Problem details
Retype, please, the listing from its opening line through the line that contains "import React from", both included, without the pictures.

Data to use
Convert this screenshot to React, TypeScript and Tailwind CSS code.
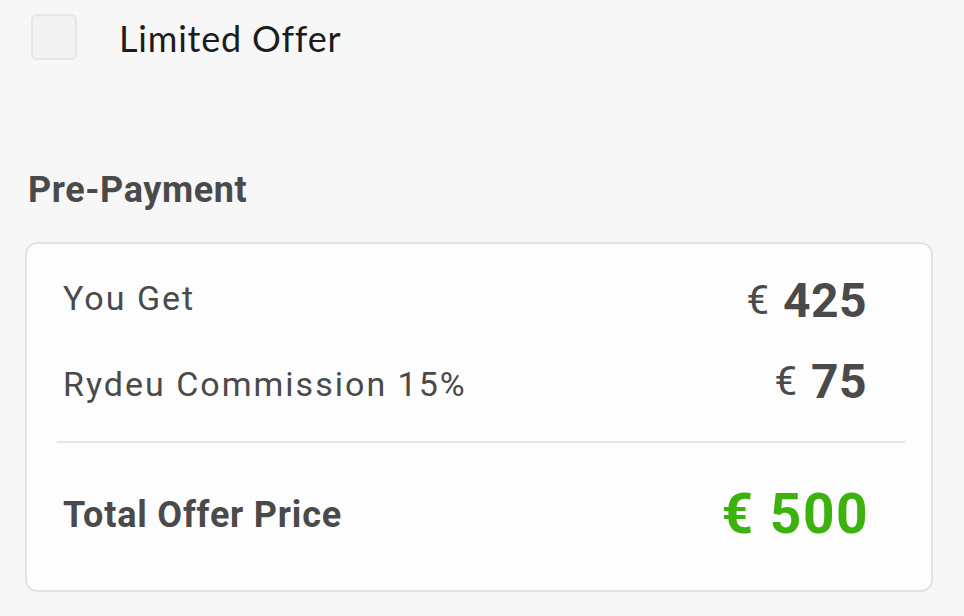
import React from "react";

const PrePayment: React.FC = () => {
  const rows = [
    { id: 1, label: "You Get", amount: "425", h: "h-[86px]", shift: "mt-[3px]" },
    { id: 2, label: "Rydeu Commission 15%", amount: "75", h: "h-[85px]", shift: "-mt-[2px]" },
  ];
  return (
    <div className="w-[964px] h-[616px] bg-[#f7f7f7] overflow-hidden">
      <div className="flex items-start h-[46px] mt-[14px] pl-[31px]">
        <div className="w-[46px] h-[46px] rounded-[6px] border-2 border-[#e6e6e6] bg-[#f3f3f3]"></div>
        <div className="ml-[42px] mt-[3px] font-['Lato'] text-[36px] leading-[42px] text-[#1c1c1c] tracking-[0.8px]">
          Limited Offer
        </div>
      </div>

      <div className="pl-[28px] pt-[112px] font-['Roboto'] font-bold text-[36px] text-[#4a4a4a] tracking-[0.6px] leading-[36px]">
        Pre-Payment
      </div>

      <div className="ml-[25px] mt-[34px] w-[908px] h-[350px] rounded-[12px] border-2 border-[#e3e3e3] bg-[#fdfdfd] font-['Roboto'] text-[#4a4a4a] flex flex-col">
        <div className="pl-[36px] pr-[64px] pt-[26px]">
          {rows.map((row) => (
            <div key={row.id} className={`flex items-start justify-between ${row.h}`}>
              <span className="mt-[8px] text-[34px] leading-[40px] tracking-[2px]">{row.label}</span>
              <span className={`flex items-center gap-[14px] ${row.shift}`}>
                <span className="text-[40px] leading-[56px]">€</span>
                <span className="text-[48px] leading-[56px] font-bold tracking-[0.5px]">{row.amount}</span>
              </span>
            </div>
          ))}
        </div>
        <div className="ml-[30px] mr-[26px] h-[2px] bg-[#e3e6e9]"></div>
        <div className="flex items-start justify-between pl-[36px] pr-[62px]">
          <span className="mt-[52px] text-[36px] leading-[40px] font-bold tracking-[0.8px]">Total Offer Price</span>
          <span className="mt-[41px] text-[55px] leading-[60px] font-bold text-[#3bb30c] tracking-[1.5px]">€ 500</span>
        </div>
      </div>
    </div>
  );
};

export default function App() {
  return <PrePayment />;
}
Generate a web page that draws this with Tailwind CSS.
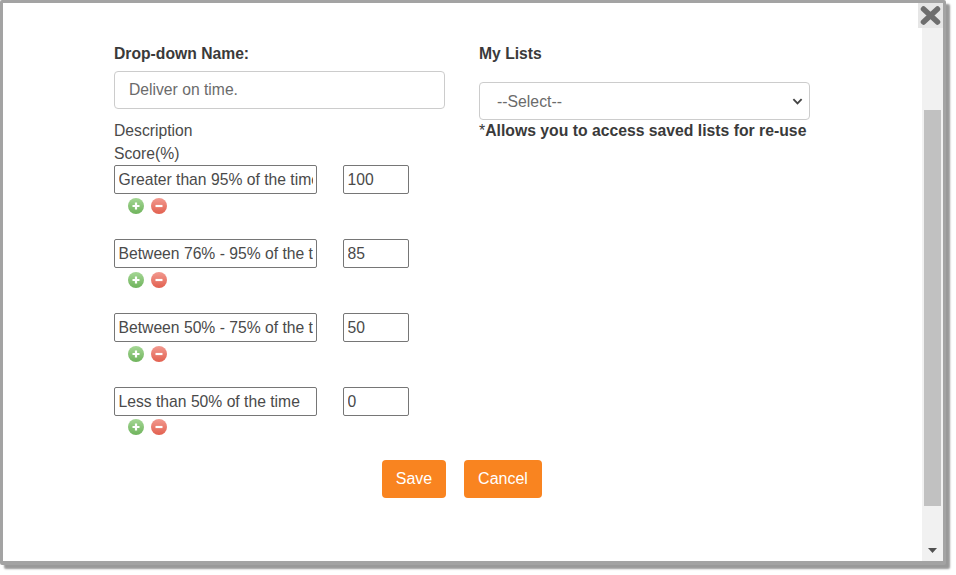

Final result
Convert this screenshot to React, TypeScript and Tailwind CSS code.
import React from "react";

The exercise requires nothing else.